The problem
Restate each line of the listing exactly, without carrying over any pictures.

Data block
-=-=-
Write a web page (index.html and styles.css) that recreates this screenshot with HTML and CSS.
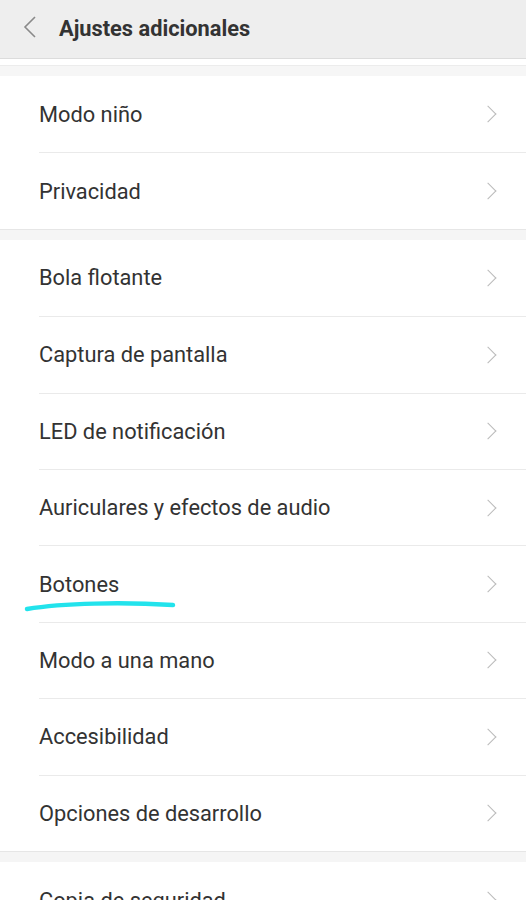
FILE: index.html
```html
<!DOCTYPE html>
<html lang="es">
<head>
  <meta charset="UTF-8" />
  <title>Ajustes adicionales</title>
  <meta name="viewport" content="width=device-width, initial-scale=1.0" />
  <link rel="stylesheet" href="styles.css">
</head>
<body>
  <div class="header">
    <svg class="back" width="14" height="22" viewBox="0 0 14 22">
      <path d="M12 1 L2 11 L12 21" fill="none" stroke="#8a8a8a" stroke-width="1.6"/>
    </svg>
    <h1>Ajustes adicionales</h1>
  </div>

  <div class="top-gap"></div>

  <div class="group">
    <div class="item"><span>Modo niño</span><i class="chev"></i></div>
    <div class="item"><span>Privacidad</span><i class="chev"></i></div>
  </div>

  <div class="band"></div>

  <div class="group">
    <div class="item"><span>Bola flotante</span><i class="chev"></i></div>
    <div class="item"><span>Captura de pantalla</span><i class="chev"></i></div>
    <div class="item"><span>LED de notificación</span><i class="chev"></i></div>
    <div class="item"><span>Auriculares y efectos de audio</span><i class="chev"></i></div>
    <div class="item marked">
      <span>Botones</span><i class="chev"></i>
      <svg class="mark" width="160" height="16" viewBox="0 0 160 16">
        <path d="M4 11 C 40 5, 100 4, 150 7" fill="none" stroke="#22e3ec" stroke-width="4.5" stroke-linecap="round"/>
      </svg>
    </div>
    <div class="item"><span>Modo a una mano</span><i class="chev"></i></div>
    <div class="item"><span>Accesibilidad</span><i class="chev"></i></div>
    <div class="item"><span>Opciones de desarrollo</span><i class="chev"></i></div>
  </div>

  <div class="band"></div>

  <div class="group">
    <div class="item"><span>Copia de seguridad</span><i class="chev"></i></div>
  </div>
</body>
</html>
```

FILE: styles.css
```css
body {
  margin: 0;
  background: #fff;
  font-family: Roboto, "Noto Sans", sans-serif;
  color: #333;
  overflow: hidden;
}

.header {
  height: 58px;
  background: #eeeeee;
  border-bottom: 1px solid #dcdcdc;
  display: flex;
  align-items: center;
  padding-left: 23px;
}

.header .back {
  margin-right: 22px;
  margin-top: -4px;
}

.header h1 {
  margin: 0 0 2px 0;
  font-size: 21.8px;
  font-weight: bold;
  color: #333;
}

.top-gap {
  height: 7px;
  border-bottom: 1px solid #ececec;
  box-sizing: border-box;
  background: #fff;
}

.top-gap + .group {
  border-top: 10px solid #f6f6f6;
}

.band {
  height: 11px;
  background: #f5f5f5;
  border-top: 1px solid #e6e6e6;
  box-sizing: border-box;
}

.group {
  background: #fff;
}

.item {
  height: 76.4px;
  margin-left: 39px;
  padding-right: 30px;
  display: flex;
  align-items: center;
  justify-content: space-between;
  font-size: 21.8px;
  color: #333;
  box-sizing: border-box;
  position: relative;
}

.item + .item {
  border-top: 1px solid #eaeaea;
}

.chev {
  width: 11px;
  height: 11px;
  border-top: 1.3px solid #bbbbbb;
  border-right: 1.3px solid #bbbbbb;
  transform: rotate(45deg);
  margin-right: 2px;
}

.mark {
  position: absolute;
  left: -16px;
  top: 52px;
}
```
-=-=-
Solution to this task
Write a web page (index.html and styles.css) that recreates this screenshot with HTML and CSS.
FILE: index.html
```html
<!DOCTYPE html>
<html lang="es">
<head>
  <meta charset="UTF-8" />
  <title>Ajustes adicionales</title>
  <meta name="viewport" content="width=device-width, initial-scale=1.0" />
  <link rel="stylesheet" href="styles.css">
</head>
<body>
  <div class="header">
    <svg class="back" width="14" height="22" viewBox="0 0 14 22">
      <path d="M12 1 L2 11 L12 21" fill="none" stroke="#8a8a8a" stroke-width="1.6"/>
    </svg>
    <h1>Ajustes adicionales</h1>
  </div>

  <div class="top-gap"></div>

  <div class="group">
    <div class="item"><span>Modo niño</span><i class="chev"></i></div>
    <div class="item"><span>Privacidad</span><i class="chev"></i></div>
  </div>

  <div class="band"></div>

  <div class="group">
    <div class="item"><span>Bola flotante</span><i class="chev"></i></div>
    <div class="item"><span>Captura de pantalla</span><i class="chev"></i></div>
    <div class="item"><span>LED de notificación</span><i class="chev"></i></div>
    <div class="item"><span>Auriculares y efectos de audio</span><i class="chev"></i></div>
    <div class="item marked">
      <span>Botones</span><i class="chev"></i>
      <svg class="mark" width="160" height="16" viewBox="0 0 160 16">
        <path d="M4 11 C 40 5, 100 4, 150 7" fill="none" stroke="#22e3ec" stroke-width="4.5" stroke-linecap="round"/>
      </svg>
    </div>
    <div class="item"><span>Modo a una mano</span><i class="chev"></i></div>
    <div class="item"><span>Accesibilidad</span><i class="chev"></i></div>
    <div class="item"><span>Opciones de desarrollo</span><i class="chev"></i></div>
  </div>

  <div class="band"></div>

  <div class="group">
    <div class="item"><span>Copia de seguridad</span><i class="chev"></i></div>
  </div>
</body>
</html>
```

FILE: styles.css
```css
body {
  margin: 0;
  background: #fff;
  font-family: Roboto, "Noto Sans", sans-serif;
  color: #333;
  overflow: hidden;
}

.header {
  height: 58px;
  background: #eeeeee;
  border-bottom: 1px solid #dcdcdc;
  display: flex;
  align-items: center;
  padding-left: 23px;
}

.header .back {
  margin-right: 22px;
  margin-top: -4px;
}

.header h1 {
  margin: 0 0 2px 0;
  font-size: 21.8px;
  font-weight: bold;
  color: #333;
}

.top-gap {
  height: 7px;
  border-bottom: 1px solid #ececec;
  box-sizing: border-box;
  background: #fff;
}

.top-gap + .group {
  border-top: 10px solid #f6f6f6;
}

.band {
  height: 11px;
  background: #f5f5f5;
  border-top: 1px solid #e6e6e6;
  box-sizing: border-box;
}

.group {
  background: #fff;
}

.item {
  height: 76.4px;
  margin-left: 39px;
  padding-right: 30px;
  display: flex;
  align-items: center;
  justify-content: space-between;
  font-size: 21.8px;
  color: #333;
  box-sizing: border-box;
  position: relative;
}

.item + .item {
  border-top: 1px solid #eaeaea;
}

.chev {
  width: 11px;
  height: 11px;
  border-top: 1.3px solid #bbbbbb;
  border-right: 1.3px solid #bbbbbb;
  transform: rotate(45deg);
  margin-right: 2px;
}

.mark {
  position: absolute;
  left: -16px;
  top: 52px;
}
```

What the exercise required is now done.